De notre petit nid privilégié dans la pinède, nous avions vue sur le Banc d'Arguin et ses parcs à huitres - îlot sableux classé Réserve Naturelle à l’embouchure du Bassin d'Arcachon, et apercevions le Cap Ferret, où j'y ai de doux souvenirs d'enfance sur plusieurs étés. C'est à la pointe de la presqu'île, Chez Hortense, que j'ai goûté mes premières moules sur les grandes tablées de bois, les pieds dans le sable, face à la mer et aux cabanons de pêche. Leur incroyable sauce m'a conquise, et j'ai essayé de la reproduire dans mon deuxième livre de cuisine Je cuisine marin. Je vous livre ici la recette de ces moules exquises, à servir par exemple avec un vin Premières Faugères du domaine J.-M. Alquier, souple et rond, épicé, fruité et poivré.
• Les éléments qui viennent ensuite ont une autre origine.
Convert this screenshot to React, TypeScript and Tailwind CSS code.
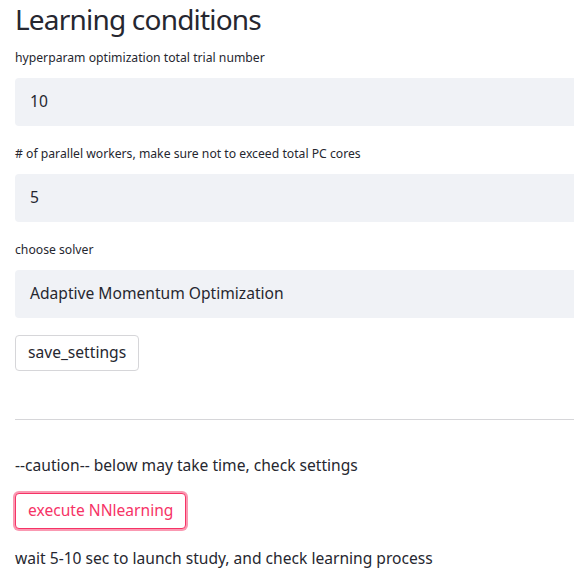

Pour les moules persillées au jambon de Bayonne (pour 2 personnes) 
1 kg de moules / 125 g de jambon de Bayonne / 2 échalotes / 2 gousses d'ail / 1 verre de vin blanc sec / 1 bouquet de persil plat / poivre du moulin / 1 pincée de piment d'Espelette
Ébarber les moules, les rincer. Éplucher et hacher les échalotes et l'ail, ciseler le persil. Hacher le jambon ainsi que le gras, réserver. Dans une cocotte en fonte, faire revenir les moules dans le vin blanc et le piment, jusqu'à ce qu'elles s'ouvrent. Filtrer alors le jus des moules, réserver. Faire fondre le gras du jambon dans la cocotte, puis faire revenir à feu vif le jambon, l'ail et les échalotes, avec un peu de jus de cuisson des moules et un tour de moulin de poivre. Ajouter alors les moules et mélanger quelques minutes à feu vif, servir aussitôt.


Chez Hortense, avenue du Sémaphore, 33970 Lège-Cap-Ferret







"Lullaby était pareille à un nuage, à un gaz, elle se mélangeait à ce qui l'entourait. Elle était pareille à l'odeur 
des pins chauffés par le soleil, sur les collines, pareille à l'odeur de l'herbe qui sent le miel. Elle était l'embrun des vagues 
où brille l'arc-en-ciel rapide. Elle était le vent, le souffle froid qui vient de la mer, le souffle chaud comme une haleine 
qui vient de la terre fermentée au pied des buissons. Elle était le sel, le sel qui brille comme le givre sur les vieux rochers, 
ou bien le sel de la mer, le sel lourd et âcre des ravins sous-marins."